Entonces escuchas la primera señal de alarma; un sonido metálico exagerado por los altavoces de gran potencia que flanquean una especie de escenario, donde un cantante anónimo, de voz pésima y aspecto cochambroso ensaya el estribillo de una vieja canción, tan pasada como los instrumentos que los propios músicos han ido colocando con cierta desgana.
Oigo: sí…, sí…, sí…, ya…, sube los graves, Charly… esto se acopla, en fin etc…
Y ahí me entra el pánico. He descubierto el daño que hace a la salud pública un indocumentado con un micrófono en la mano, pero lo peor está aún por llegar, pues aunque el ensayo se alargue durante un par de horas todavía, la verdadera fiesta comienza esa noche a las once, al poco de instalarme con mi portátil en una mesa decidido a entregarme al placer de escribir con esa portentosa música de fondo que constituye el mar y su trasiego incesante.

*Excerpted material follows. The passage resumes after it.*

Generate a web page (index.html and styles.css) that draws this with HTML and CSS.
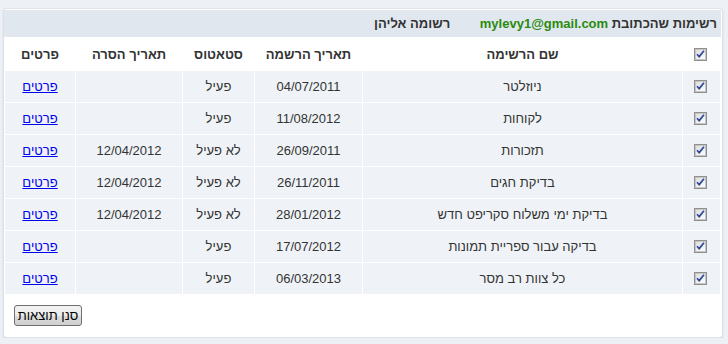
FILE: index.html
```html
<!DOCTYPE html>
<html lang="he" dir="rtl">
<head>
<meta charset="utf-8">
<title>רשימות</title>
<link rel="stylesheet" href="styles.css">
</head>
<body>
<svg width="0" height="0" class="defs" aria-hidden="true">
  <defs>
    <linearGradient id="cbg" x1="0" y1="0" x2="1" y2="1">
      <stop offset="0" stop-color="#dcdcdc"/>
      <stop offset="1" stop-color="#ffffff"/>
    </linearGradient>
    <symbol id="cb" viewBox="0 0 13 13">
      <rect x="0.5" y="0.5" width="12" height="12" fill="#f4f4f4" stroke="#8f8f8f"/>
      <rect x="1.5" y="1.5" width="10" height="10" fill="url(#cbg)" stroke="#c6c6c6"/>
      <path d="M3 6.2 L5.2 8.6 L10 2.8" fill="none" stroke="#2d4a9a" stroke-width="1.7"/>
    </symbol>
  </defs>
</svg>
<div class="card">
  <div class="bar">רשימות שהכתובת <span class="email">mylevy1@gmail.com</span> <span class="reg">רשומה אליהן</span></div>
  <table class="lists">
    <colgroup>
      <col class="c-check"><col class="c-name"><col class="c-date"><col class="c-status"><col class="c-remove"><col class="c-details">
    </colgroup>
    <thead>
      <tr>
        <th><svg class="cb"><use href="#cb"/></svg></th>
        <th>שם הרשימה</th>
        <th>תאריך הרשמה</th>
        <th>סטאטוס</th>
        <th>תאריך הסרה</th>
        <th>פרטים</th>
      </tr>
    </thead>
    <tbody>
      <tr><td><svg class="cb"><use href="#cb"/></svg></td><td>ניוזלטר</td><td>04/07/2011</td><td>פעיל</td><td></td><td><a href="#">פרטים</a></td></tr>
      <tr><td><svg class="cb"><use href="#cb"/></svg></td><td>לקוחות</td><td>11/08/2012</td><td>פעיל</td><td></td><td><a href="#">פרטים</a></td></tr>
      <tr><td><svg class="cb"><use href="#cb"/></svg></td><td>תזכורות</td><td>26/09/2011</td><td>לא פעיל</td><td>12/04/2012</td><td><a href="#">פרטים</a></td></tr>
      <tr><td><svg class="cb"><use href="#cb"/></svg></td><td>בדיקת חגים</td><td>26/11/2011</td><td>לא פעיל</td><td>12/04/2012</td><td><a href="#">פרטים</a></td></tr>
      <tr><td><svg class="cb"><use href="#cb"/></svg></td><td>בדיקת ימי משלוח סקריפט חדש</td><td>28/01/2012</td><td>לא פעיל</td><td>12/04/2012</td><td><a href="#">פרטים</a></td></tr>
      <tr><td><svg class="cb"><use href="#cb"/></svg></td><td>בדיקה עבור ספריית תמונות</td><td>17/07/2012</td><td>פעיל</td><td></td><td><a href="#">פרטים</a></td></tr>
      <tr><td><svg class="cb"><use href="#cb"/></svg></td><td>כל צוות רב מסר</td><td>06/03/2013</td><td>פעיל</td><td></td><td><a href="#">פרטים</a></td></tr>
    </tbody>
  </table>
  <div class="actions"><button class="btn" type="button">סנן תוצאות</button></div>
</div>
</body>
</html>
```
FILE: styles.css
```css
html, body {
  margin: 0;
  background: #edf0f4;
}
body {
  padding: 8px 4px 0 4px;
  font-family: "Liberation Sans", Arial, sans-serif;
  font-size: 13px;
  color: #333;
}
.defs {
  position: absolute;
  width: 0;
  height: 0;
}
.card {
  width: 717px;
  background: #fff;
  border: 1px solid #dde2e8;
  border-radius: 3px;
  padding: 1px 1px 11px 0;
  margin-right: 1px;
  box-shadow: 0 1px 2px rgba(0, 0, 0, 0.12);
}
.bar {
  height: 27px;
  line-height: 27px;
  background: #e0e7ef;
  padding-right: 4px;
  font-weight: bold;
  color: #333;
  white-space: nowrap;
}
.email {
  color: #2b8a0c;
}
.reg {
  margin-right: 26px;
}
.lists {
  width: 717px;
  table-layout: fixed;
  border-collapse: separate;
  border-spacing: 1px;
}
.c-check { width: 37px; }
.c-name { width: 319px; }
.c-date { width: 107px; }
.c-status { width: 71px; }
.c-remove { width: 106px; }
.c-details { width: 70px; }
.lists th,
.lists td {
  padding: 0;
  text-align: center;
  vertical-align: middle;
}
.lists th {
  height: 32px;
  font-weight: bold;
  background: #fff;
  color: #333;
}
.lists td {
  height: 31px;
  background: #eff3f7;
  color: #333;
}
.lists a {
  color: #0000ee;
  text-decoration: underline;
}
.cb {
  display: block;
  width: 13px;
  height: 13px;
  margin: 0 auto;
  position: relative;
  left: -1px;
}
.actions {
  padding: 10px 10px 0 0;
  display: flex;
  justify-content: flex-end;
}
.btn {
  font-family: "Liberation Sans", Arial, sans-serif;
  font-size: 13px;
  color: #000;
  height: 21px;
  width: 68px;
  padding: 0;
  margin-left: 10px;
  border: 1px solid #707070;
  border-radius: 3px;
  background: linear-gradient(#f3f3f3 0%, #ebebeb 50%, #dddddd 50%, #cfcfcf 100%);
}
```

Descubro muy pronto, claro está, que no va a ser posible. No podré escribir ni una palabra ni me dejarán leer una página y no seremos capaces de entendernos mi mujer y yo en toda la noche, a pesar de que en algún momento de la velada nos lo tomamos con humor y nos servimos una copa; brindamos por nosotros, por el verano y por el amor, en tanto que el chunda-chunda repetitivo y contumaz martillea nuestros oídos inmisericorde como un dios airado.  
No hay alternativa, ni siquiera es posible dormir en alguna habitación, pues todas son exteriores, y no parece que el público que rodea a los músicos y al que empuña con solvencia el micrófono vaya a cansarse pronto. Es evidente que tenemos una larga noche en blanco, madrugada diría yo, por delante y que, a pesar de haber pagado nuestro alquiler como cada año, nos encontramos al albur de unos cuantos pelmazos (me he reprimido a instancias de mi compañera, pues hubiera utilizado un epíteto más grueso y tal vez insultante) que nos imponen su fiesta privada, su ruido insoportable y su estúpido cantante con un micrófono terrorista.
Solo nos alivia que el apartamento no es nuestro y que el próximo verano en un lugar distinto preguntaremos antes y en primer lugar por las fiestas del barrio.